If you've read very much of my blog, you know that I love all kinds of critters. I have been befriended by horses, geese, cats galore, heck, I was even the object of a cockatiel's affection. I have had my hand licked by wild goats and wolves. But my favorites are dogs. There are so many things to love about dogs. They give affection freely. They do not judge by race or gender or age. They don't mind being seen in public with you if your hair is messy or you're wearing your laundry-day pants. It's a matter of complete indifference to them whether you're straight, gay, liberal, conservative, a good singer, a bad dancer, or can't balance your checking account. They just love the company of humans.
I am by no means a world traveler, but have been to Budapest and Western Hungary, as well as Vienna and Paris. I've been to several places in the USA. I have met all sorts of dogs on my journey through life, with all sorts of personalities. There was the Doberman I'd pass every day on my way to elementary school. She was incredibly sweet and stared at me longingly until I walked over to the fence to pet her. Odin was a two-hundred pound Newfoundland, the runt of his litter, who worked in a print shop at night with one of my college classmates. He was very intuitive, and would scare away anyone who had bad vibes. The biggest danger I ever felt from him was drowning in dog slobber.
I've made friends with St. Bernards, Rottweilers, Bull Terriers (AKA Pit Bulls), mutts, Poodles, West Highland Terriers, English and French Bulldogs, Bernese Mountain Dogs, Irish Wolfhounds, Scottish and Yorkshire Terriers, Pugs, Labradors...too many breeds to name. I've met dogs that didn't speak a word of English, but clearly said, "Slurp, slurp, I must kiss you. I like you. Let's be friends." Heck, I haven't had a strange dog come up and kiss me since...last Friday. I haven't met any new dogs since last Friday, by the way.

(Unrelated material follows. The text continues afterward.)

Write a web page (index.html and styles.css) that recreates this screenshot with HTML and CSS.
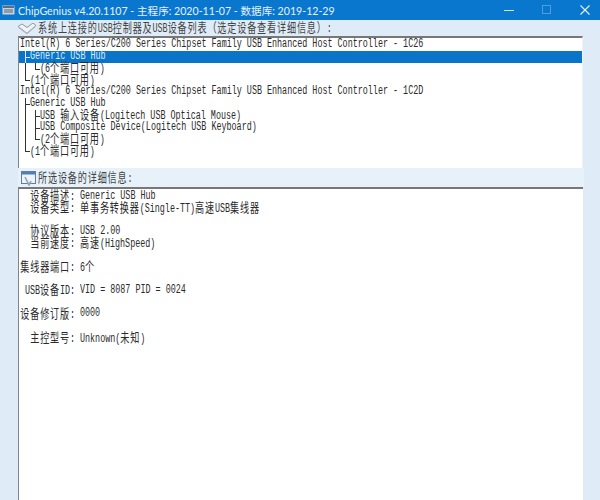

Much like I do with people, I have been known to jump in the fray when I see a dog getting beaten up by another dog. I am literally sitting here shaking my head over that one, as I have watched people let their leashed dogs go after another pet and not do anything about it. Crazy Katrina jumps right in the fray and makes sure nobody is being bullied. And I am the one who will call the police when dogs are left in a hot car. And I have done the same for children left in a hot car, on more than one occasion. Shaking my head again. Why anyone would treat a child or a pet this way is beyond my comprehension. I guess to understand I would have to be a bit like them, and I have no desire to do so.
So you get the picture. I am someone who loves, and is generally loved by, dogs. Except for the neighborhood bullying Beagles when I was in High School. I have known a couple of Beagle mixes, and the beagle part of their personality was very sweet. And hungry. Their beagle coloring made them lovely to look at, as they are really good-looking canines. Snoopy is a beagle. Although I have to say right here and now that he bears no resemblance to any beagle I have ever known. There were two beagles that lived across the street and two houses over. At first, I thought that the way they bayed instead of really barking was kind of weird, but I got used to it. The problem was that from time to time they would get out of their yard and try to terrorize the neighborhood. Like many dogs, they felt that everything as far as they could see was their territory. When they broke out of their fenced yard, they ran as a pack of two to explore that territory, and defend it if necessary. They would see someone coming and start to challenge them with baying barks and aggressive growling. Normally, I just hollered at them to go home and stared them down, but one day they went too far.
It was a snowy day, and I was exhausted from walking more than a mile from school in snow that was over a foot deep. As I passed the edge of our next-door neighbor's driveway, I felt a sense of relief. I was at the edge of our property, so I was nearly home. That was when the beagles came out from behind Gram's car and started acting like they were going to attack me. I was furious and disgusted. It was one thing to have them get crazy with me in the street, or if I had been in their yard, for that matter. But this was MY house, and I had worked hard to get home. Attack me on my own lawn? I don't think so! I took a look at them, set my legs firmly, and beckoned them on while bending over at the waist. "You want to attack me in my own yard, you sons of female canines? Well, you better make it good, because I'll kick your butts!" (And would have done if necessary, but only in self-defense.) I must have been speaking in bully-dog tongues, because they sort or looked at each other like, "Oh, hey, was that mama calling us? I think it was! We better go home so mama doesn't get mad!" Yes, they did the backdown. Score one for the crazy tired girl. I got to my home and warmth and food with no further drama, where I was lovingly greeted by my dogs. And though they had many more escapes from their yard, they must have learned from our encounter, because after that I was never again bothered or boggled by the beagles.